What do women want in romantic relationships?
Women consistently report wanting accurate attunement, emotional safety, reliable investment, erotic interest, and a partner with enough selfhood to remain desirable. They do not only want kindness; they want presence that feels alive.
Do women want emotional connection more than physical connection?
Most women do not experience those as cleanly separate. Emotional connection often increases physical desire, and physical connection often feels thin without emotional relevance. The issue is not choosing one over the other but how tightly the two are linked.
What triggers attraction in women?
Attraction in women is often triggered by a combination of physical cues, confidence, social ease, emotional presence, and the feeling of being distinctly chosen. It is rarely one variable alone.

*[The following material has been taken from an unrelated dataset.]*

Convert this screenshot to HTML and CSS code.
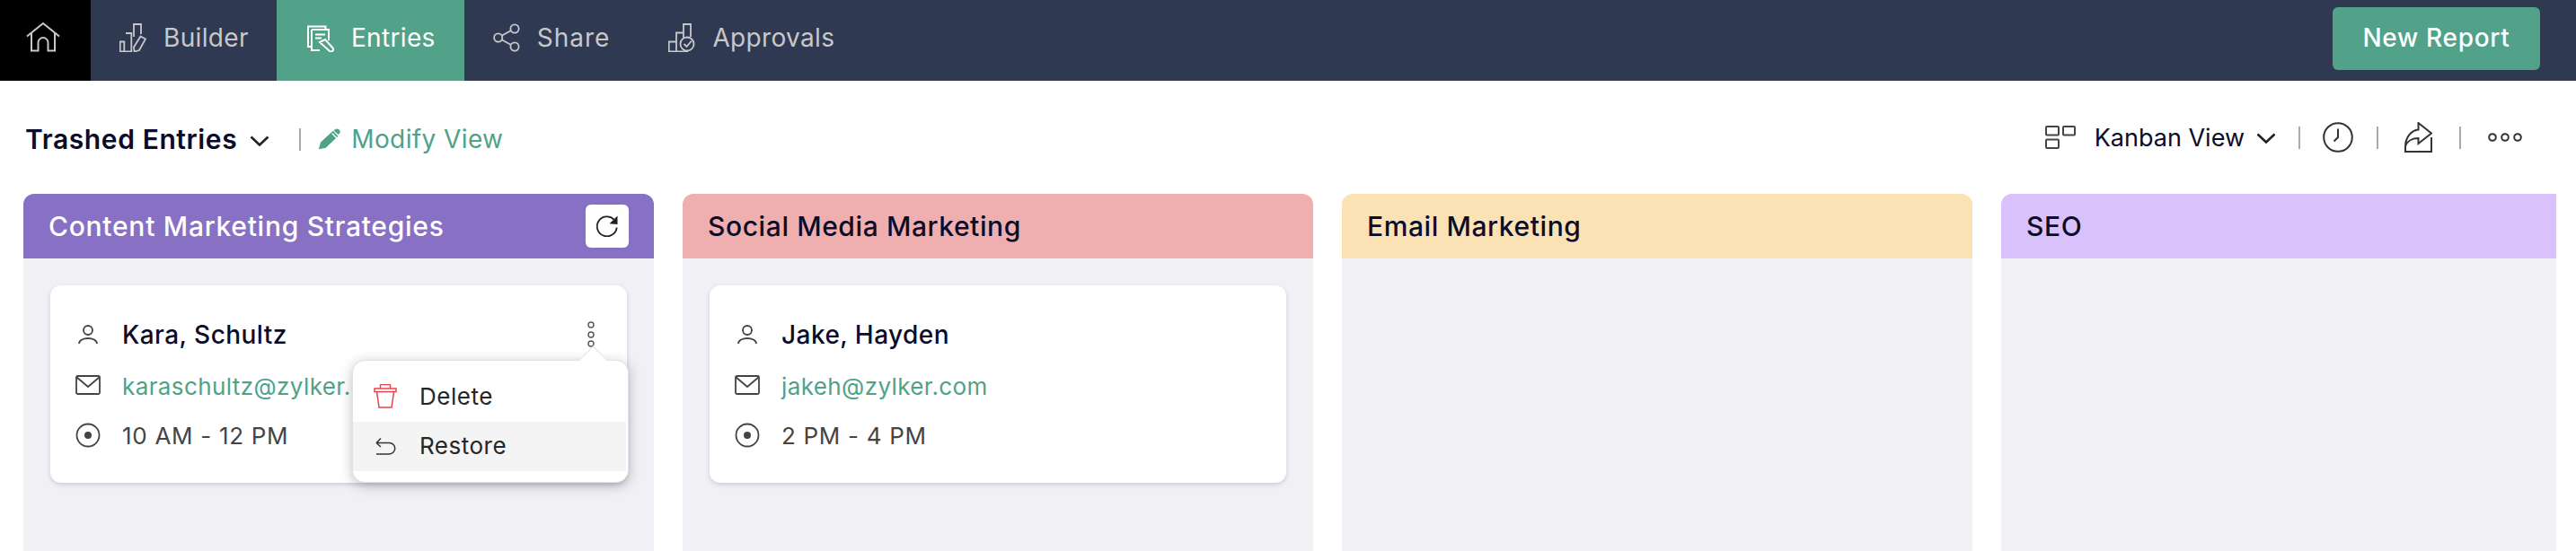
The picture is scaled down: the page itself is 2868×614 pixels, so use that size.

Is emotional safety necessary for female desire?
For many women, yes. Emotional safety reduces vigilance and self-protection, which allows arousal to develop. Without it, the nervous system often prioritizes defense over erotic openness.
What do women find most attractive?
Women are often most attracted to a blend of competence, emotional attunement, confidence without neediness, and a sense that the man has a real life beyond the relationship. Desire weakens when a partner feels inert, brittle, or overly dependent on her response.
Why do women sometimes want partners who are less available?
Sometimes unavailability creates dopaminergic uncertainty, which intensifies pursuit. In other cases, attachment history makes inconsistency feel familiar, so the nervous system mistakes activation for chemistry.